Docker Agent Isolation¶
KruxOS supports two Docker deployment patterns. Choose the one that fits your use case.
Single-Container (Development / Single Agent)¶
The default docker-compose.yml runs everything in one container — gateway, dashboard, and agents share the same process space. This is the fastest way to get started.
When to use: local development, evaluation, single-agent workflows.

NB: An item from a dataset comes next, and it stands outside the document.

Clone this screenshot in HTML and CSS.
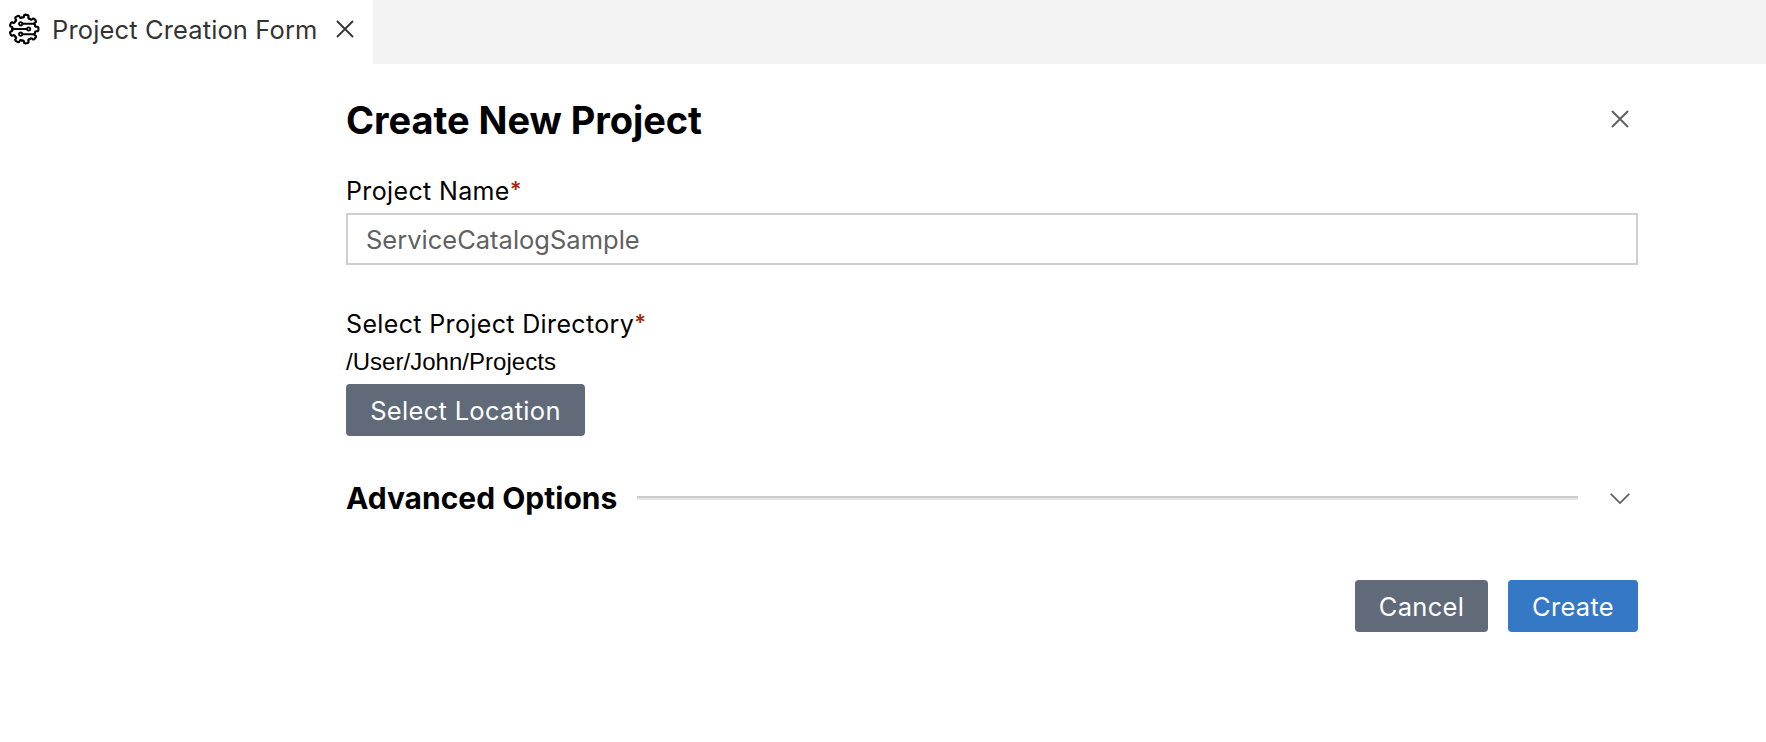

Multi-Container (Production / Multi-Agent)¶
docker-compose.agent.yml runs each agent in its own isolated container. The gateway runs in the main KruxOS container, and agent containers connect to it over a private Docker network.
Each agent gets:
- Isolated filesystem — a dedicated Docker volume mounted at
/workspace - Resource limits — configurable memory and CPU caps per agent
- Network isolation — agents can reach the gateway but cannot communicate with each other directly
Setup¶
1. Start the gateway:
Wait for the health check to pass (docker compose ps should show healthy).
2. Create agent credentials:
# Create credentials for each agent
docker exec kruxos /opt/kruxos/bin/kruxos agent create \
--name "agent-1" --purpose "Data analysis agent"
docker exec kruxos /opt/kruxos/bin/kruxos agent create \
--name "agent-2" --purpose "Code generation agent"
Save the API keys from the output.
3. Start agent containers:
# Pass API keys as environment variables
AGENT_1_API_KEY=<64-char hex> AGENT_2_API_KEY=<64-char hex> \
docker compose -f docker-compose.yml -f docker-compose.agent.yml up -d
Adding More Agents¶
Copy an agent service block in docker-compose.agent.yml, changing:
- Service name (e.g.,
agent-3) container_name- Volume name
- Network name (create a new
agent-3-netin thenetworks:section) AGENT_NAMEandAGENT_API_KEYenvironment variables
Then add the new volume and network to their respective sections, and add the new network to the gateway's networks: list with the gateway alias.
Verifying Isolation¶
Filesystem isolation — files created in one agent's /workspace are invisible to other agents:
# Write a file in agent-1
docker exec kruxos-agent-1 touch /workspace/secret.txt
# Verify agent-2 cannot see it
docker exec kruxos-agent-2 ls /workspace/secret.txt
# ls: cannot access '/workspace/secret.txt': No such file or directory
Network isolation — agents cannot reach each other directly:
# From agent-1, try to reach agent-2 (should fail — name won't even resolve)
docker exec kruxos-agent-1 bash -c 'timeout 2 bash -c "cat < /dev/null > /dev/tcp/kruxos-agent-2/80" 2>&1 || echo "Name resolution failed (expected)"'
# From agent-1, verify gateway is reachable
docker exec kruxos-agent-1 bash -c 'timeout 2 bash -c "cat < /dev/null > /dev/tcp/gateway/7700" 2>&1 && echo "Gateway reachable"'
Network Architecture¶
┌───────────────────────────────────────────────┐
│ Docker Host │
│ │
│ ┌─────────────┐ ports 7700/7701/7800 │
│ │ KruxOS │◄──── host network │
│ │ (gateway + │ │
│ │ dashboard) │ │
│ └──┬───────┬───┘ │
│ │ │ │
│ agent-1-net│ agent-2-net │
│ (bridge) │ (bridge) │
│ │ │ │
│ ┌──┴──┐ ┌──┴──┐ │
│ │ A1 │ │ A2 │ (separate networks — │
│ └─────┘ └─────┘ cannot resolve each other) │
└───────────────────────────────────────────────┘
Each agent has its own Docker bridge network. The gateway joins all agent networks (with the gateway alias), but agents only join their own — they cannot resolve or reach other agents at all.
Networks are marked internal: true, which also prevents outbound internet access from agent containers. Remove internal: true from the agent's network in docker-compose.agent.yml if that agent needs to call external APIs.
Resource Limits¶
Default per-agent limits in docker-compose.agent.yml:
| Resource | Limit |
|---|---|
| Memory | 512 MB |
| CPUs | 1.0 |
Adjust in each agent's deploy.resources.limits section. The gateway container has its own limits (2 GB / 2 CPUs) set in docker-compose.yml.